信仰というのは人間の根底に位置するものであり、それが衝突の原因になるという事は私も経験があるので良く分かっています。
ただし、信仰が非常に大切なのは分かりますが、自分や大切な人の命と天秤にかけてまで守るべきものなのか?という所はやっぱり私には理解出来ないです。
でもまぁ、そこがこの映画の真髄であり、信仰と自分や救うべき者たちの命との狭間で葛藤する彼らを感じることで「本当に大切なものが何なのか」とか「強さや正義や清らかさとは何か」を考えるきっかけになるのかなと思います。
最初は一貫性が無いキチジローの行動にムカついたりもしていましたが、終わりに近づくにつれて印象が変わっていきました。

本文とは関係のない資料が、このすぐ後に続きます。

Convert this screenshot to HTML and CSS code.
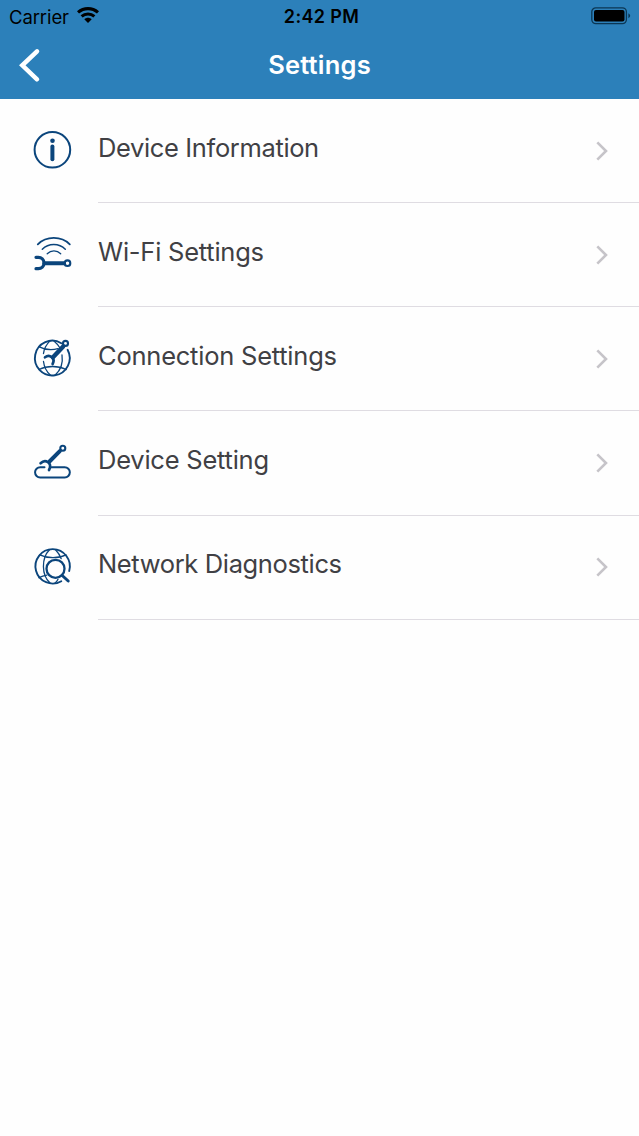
FILE: index.html
```
<!DOCTYPE html>
<html lang="en">
<head>
    <meta charset="UTF-8">
    <meta name="viewport" content="width=device-width, initial-scale=1.0">
    <title>Settings</title>
    <link rel="stylesheet" href="styles.css">
</head>
<body>

<header class="header">
    <div class="status-bar">
        <div class="carrier">
            <span class="carrier-name">Carrier</span>
            <svg class="wifi" width="22" height="16" viewBox="0 0 22 16">
                <g fill="none" stroke="#000" stroke-width="3.1">
                    <path d="M1 5.4C6.8 .3 15.2 .3 21 5.4"/>
                    <path d="M4.6 9.4C8.3 6.2 13.7 6.2 17.4 9.4"/>
                </g>
                <path d="M7.3 12.3C9.5 10.3 12.5 10.3 14.7 12.3L11 16Z"/>
            </svg>
        </div>
        <span class="time">2:42 PM</span>
        <div class="battery-box">
            <svg class="battery" width="42" height="20" viewBox="0 0 42 20">
                <rect x="1.8" y=".8" width="34.6" height="15.8" rx="4" fill="none" stroke="#0b3654" stroke-width="1.3"/>
                <rect x="4" y="3" width="30.5" height="11.5" rx="2"/>
                <path d="M38.4 6.2Q42 8.7 38.4 11.2Z" fill="#0b3654"/>
            </svg>
        </div>
    </div>
    <div class="nav-bar">
        <svg class="back" width="24" height="36" viewBox="0 0 24 36">
            <path d="M20 4.3L5.3 18.3L20 32.3" fill="none" stroke="#fff" stroke-width="4.5" stroke-linecap="round"/>
        </svg>
        <h1 class="title">Settings</h1>
        <span></span>
    </div>
</header>

<ul class="menu">
    <li class="menu-item">
        <svg class="icon" viewBox="0 0 60 60">
            <circle cx="28.4" cy="29.8" r="17.8" stroke-width="2"/>
            <circle class="solid" cx="28.5" cy="20.8" r="2.3"/>
            <path d="M28.4 26.5V39.2" stroke-width="4"/>
        </svg>
        <div class="row">
            <span class="label info">Device Information</span>
            <svg class="chevron" viewBox="0 0 16 24"><path d="M3.3 3.3L12 12L3.3 20.7"/></svg>
        </div>
    </li>
    <li class="menu-item">
        <svg class="icon" viewBox="0 0 60 60">
            <path d="M13.8 20.3C22.2 11.8 37.4 11.8 45.8 20.3" stroke-width="1.8"/>
            <path d="M18.3 25.3C24.5 18.8 35.1 18.8 41.3 25.3" stroke-width="1.5"/>
            <path d="M23.2 29.8C27 26 32.9 26 36.7 29.8" stroke-width="1.3"/>
            <path d="M12 33.3H14.3A5.7 5.7 0 0 1 14.3 44.7H12" stroke-width="3.2"/>
            <path d="M20.5 39.2H40" stroke-width="4"/>
            <circle cx="43.5" cy="39.2" r="2.8" stroke-width="2.1"/>
        </svg>
        <div class="row">
            <span class="label wifi-settings">Wi-Fi Settings</span>
            <svg class="chevron" viewBox="0 0 16 24"><path d="M3.3 3.3L12 12L3.3 20.7"/></svg>
        </div>
    </li>
    <li class="menu-item">
        <svg class="icon" viewBox="0 0 60 60">
            <path d="M37.3 15.2A17.4 17.4 0 1 0 43.6 21.8" stroke-width="1.9"/>
            <g stroke-width="1.3">
                <path d="M26 12.9Q20.3 18.5 19.5 25.5M19.5 33.5Q20.5 42 26.5 47.2"/>
                <path d="M30 12.9Q34.2 16.5 36 20M38 27C39.2 35 36.8 42 31 47.2"/>
                <path d="M15.3 18.8C21 21.8 28.5 22.2 34 20.7"/>
                <path d="M15 41.5C23 37.5 34 37.5 42.2 41.5"/>
            </g>
            <path d="M21 29.3C25.5 25.8 31.8 30 28.6 36" stroke-width="2.7"/>
            <path d="M29 29.3L39.2 18.4" stroke-width="4.4"/>
            <circle cx="41.5" cy="15.4" r="2.5" stroke-width="2.1"/>
        </svg>
        <div class="row">
            <span class="label connection">Connection Settings</span>
            <svg class="chevron" viewBox="0 0 16 24"><path d="M3.3 3.3L12 12L3.3 20.7"/></svg>
        </div>
    </li>
    <li class="menu-item">
        <svg class="icon" viewBox="0 0 60 60">
            <path d="M20.5 35.2H16.2A5.1 5.1 0 0 0 16.2 45.5H40.7A5.1 5.1 0 0 0 40.7 35.2H27.5" stroke-width="2"/>
            <path d="M16.6 31.2C21.5 26.3 28.8 31.2 25 38" stroke-width="2.7"/>
            <path d="M25.5 29.5L35.8 19.2" stroke-width="4"/>
            <circle cx="38.8" cy="16.2" r="2.5" stroke-width="2.1"/>
        </svg>
        <div class="row">
            <span class="label device">Device Setting</span>
            <svg class="chevron" viewBox="0 0 16 24"><path d="M3.3 3.3L12 12L3.3 20.7"/></svg>
        </div>
    </li>
    <li class="menu-item">
        <svg class="icon" viewBox="0 0 60 60">
            <path d="M37.3 45.2A17.2 17.2 0 1 1 45.2 35" stroke-width="1.9"/>
            <g stroke-width="1.3">
                <path d="M25.5 13.7C17.3 22 17.3 39 26 47"/>
                <path d="M31.5 13.7Q35.5 17.8 37.2 22.7"/>
                <path d="M15.8 18.8C23.5 22.6 34.5 22.6 42 18.8"/>
                <path d="M15 41.7Q18.7 39.8 22.8 39.2"/>
                <path d="M34 43.3Q33 45.5 31 47"/>
            </g>
            <circle cx="31.5" cy="32.8" r="9" stroke-width="2.3"/>
            <path d="M38.2 39.5L44.2 45" stroke-width="3"/>
        </svg>
        <div class="row">
            <span class="label diagnostics">Network Diagnostics</span>
            <svg class="chevron" viewBox="0 0 16 24"><path d="M3.3 3.3L12 12L3.3 20.7"/></svg>
        </div>
    </li>
</ul>

</body>
</html>
```
FILE: styles.css
```
* {
    box-sizing: border-box;
}

body {
    margin: 0;
    font-family: Inter, "Liberation Sans", sans-serif;
    background-color: #fefefe;
    color: #404044;
}

svg {
    display: block;
    flex: none;
}

.header {
    height: 99px;
    background-color: #2c80ba;
}

.status-bar,
.nav-bar {
    display: grid;
    grid-template-columns: 1fr auto 1fr;
}

.status-bar {
    height: 40px;
    line-height: 22px;
    padding-top: 6px;
    color: #000;
    font-size: 19px;
}

.carrier {
    display: flex;
    gap: 8px;
    padding-left: 9px;
}

.carrier-name {
    width: 60px;
    font-size: 18.5px;
    letter-spacing: -0.1px;
    white-space: nowrap;
}

.wifi {
    margin-top: 1px;
}

.time {
    font-size: 18px;
    font-weight: 600;
    letter-spacing: 0.35px;
    padding-left: 4px;
}

.battery-box {
    display: flex;
    justify-content: flex-end;
    padding: 1px 7px 0 0;
}

.nav-bar {
    height: 58px;
}

.back {
    margin: 7px 0 0 17px;
}

.title {
    margin: 8px 0 0;
    font-size: 25.5px;
    letter-spacing: 0.2px;
    line-height: 34px;
    font-weight: 600;
    color: #fff;
}

.menu {
    margin: 0;
    padding: 0;
    list-style: none;
}

.menu-item {
    display: flex;
    height: 104.15px;
    padding-left: 24px;
}

.icon {
    width: 60px;
    height: 60px;
    margin: 20.8px 14px 0 0;
    fill: none;
    stroke: #0b457c;
    stroke-linecap: round;
}

.solid {
    fill: #0b457c;
    stroke: none;
}

.row {
    display: flex;
    flex: 1;
    justify-content: space-between;
    padding-right: 29px;
    border-bottom: 1px solid #dfdce2;
}

.label {
    margin-top: 32.5px;
    font-size: 25.5px;
    line-height: 32px;
    white-space: nowrap;
}

.info,
.diagnostics {
    letter-spacing: -0.36px;
}

.wifi-settings,
.connection,
.device {
    letter-spacing: -0.23px;
}

.chevron {
    width: 16px;
    height: 24px;
    margin-top: 39.8px;
    fill: none;
    stroke: #c6c4c9;
    stroke-width: 2.6;
}
```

彼の裏切りや一貫性のない行動は弱い心から引き起こされたもので、いわゆる「弱者」のように感じていましたが、神を信じつつ、自分を守れる生き方はすごくまともに思えます。
自分がもっと若いころに見ていたらどんな感想を持っただろうか。
日本に住んでいると宗教について考える機会は少ないので、学生の歴史の授業なんかで観ても良いのかなとも思いました。
映画の後に読みましたが、小説だと各場面での意味が異なる部分があります。
映画も面白いですが、まだ小説を読んでいない人は小説も読むことをおすすめします。